Deuxièmement, alors que la liberté de la presse et les journalistes sont toujours plus menacés à travers le monde, il convient de saluer cet arrêt du Tribunal fédéral qui rappelle le rôle cardinal de « chien de garde » que les journalistes jouent dans les sociétés démocratiques, la protection accrue de la liberté d’expression dont ils jouissent et la grande prudence avec laquelle il convient d’accepter une restriction de cette liberté. En janvier 2025, le TF avait également jugé en ce sens dans l’affaire des Corona Leaks, réitérant la protection absolue des sources journalistiques et, avec elle, la liberté des médias (cf. Kastriot Lubishtani, Corona leaks : protection absolue des sources journalistiques, y compris pour le CEO « auxiliaire » d’une entreprise de médias et les documents de l’informateur, in : https://www.crimen.ch/315/ du 18 février 2025).
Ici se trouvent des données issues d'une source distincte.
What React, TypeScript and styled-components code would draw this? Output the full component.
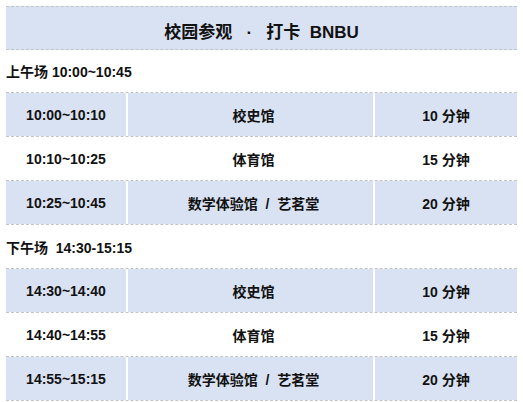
import * as React from 'react';
import styled, { createGlobalStyle } from 'styled-components';

const GlobalStyle = createGlobalStyle`
    html, body {
        margin: 0;
        padding: 0;
        background: #ffffff;
    }
    body {
        font-family: "Liberation Sans", "Noto Sans CJK SC", sans-serif;
        color: #111111;
    }
`;

const dashed = '1px dashed #c4c4c4';
const blue = '#d9e2f3';

const schedule = [
    {
        label: '上午场 10:00~10:45',
        rows: [
            { time: '10:00~10:10', place: '校史馆', length: '10 分钟' },
            { time: '10:10~10:25', place: '体育馆', length: '15 分钟' },
            { time: '10:25~10:45', place: '数学体验馆 \u00a0/\u00a0 艺茗堂', length: '20 分钟' }
        ]
    },
    {
        label: '下午场 \u00a014:30-15:15',
        rows: [
            { time: '14:30~14:40', place: '校史馆', length: '10 分钟' },
            { time: '14:40~14:55', place: '体育馆', length: '15 分钟' },
            { time: '14:55~15:15', place: '数学体验馆 \u00a0/\u00a0 艺茗堂', length: '20 分钟' }
        ]
    }
];

const Sheet = styled.section`
    width: 511px;
    padding: 6px 6px 0;
    display: flex;
    flex-direction: column;
`;

const Title = styled.h1`
    margin: 0;
    height: 37px;
    padding-top: 5px;
    display: flex;
    align-items: center;
    justify-content: center;
    background: ${blue};
    border-top: ${dashed};
    border-bottom: ${dashed};
    font-size: 17px;
    font-weight: 700;
    white-space: pre;
`;

const SessionLabel = styled.div<{ $height: number }>`
    height: ${({ $height }) => $height}px;
    display: flex;
    align-items: center;
    font-size: 14px;
    font-weight: 700;
    white-space: pre;
`;

const Rows = styled.div`
    border-top: ${dashed};
    display: flex;
    flex-direction: column;
`;

const Row = styled.div<{ $shaded: boolean }>`
    display: grid;
    grid-template-columns: 120px 245px 142px;
    column-gap: 2px;
    height: 43px;
    border-bottom: ${dashed};
    background: #ffffff;

    & > div {
        background: ${({ $shaded }) => ($shaded ? blue : '#ffffff')};
    }
`;

const Cell = styled.div<{ $shift?: number }>`
    display: flex;
    align-items: center;
    justify-content: center;
    padding-left: ${({ $shift }) => $shift ?? 0}px;
    font-size: 14px;
    font-weight: 700;
    white-space: pre;
`;

const App = () => {
    return (
        <>
            <GlobalStyle />
            <Sheet>
                <Title>{'校园参观 \u00a0\u00a0·\u00a0\u00a0 打卡  BNBU'}</Title>
                {schedule.map((session, si) => (
                    <React.Fragment key={session.label}>
                        <SessionLabel $height={si === 0 ? 42 : 43}>{session.label}</SessionLabel>
                        <Rows>
                            {session.rows.map((row, i) => (
                                <Row key={row.time} $shaded={i !== 1}>
                                    <Cell>{row.time}</Cell>
                                    <Cell $shift={6}>{row.place}</Cell>
                                    <Cell>{row.length}</Cell>
                                </Row>
                            ))}
                        </Rows>
                    </React.Fragment>
                ))}
            </Sheet>
        </>
    );
};

export default App;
Troisièmement, enfin, dans un contexte où le droit international est parfois remis en cause, on peut approuver la volonté du Tribunal fédéral de rappeler la primauté du droit international ainsi que de tirer les leçons des condamnations passées de la Suisse par la CourEDH en matière de liberté d’expression des journalistes.
* Un commentaire supplémentaire du présent arrêt sera prochainement publié sur crimen.ch.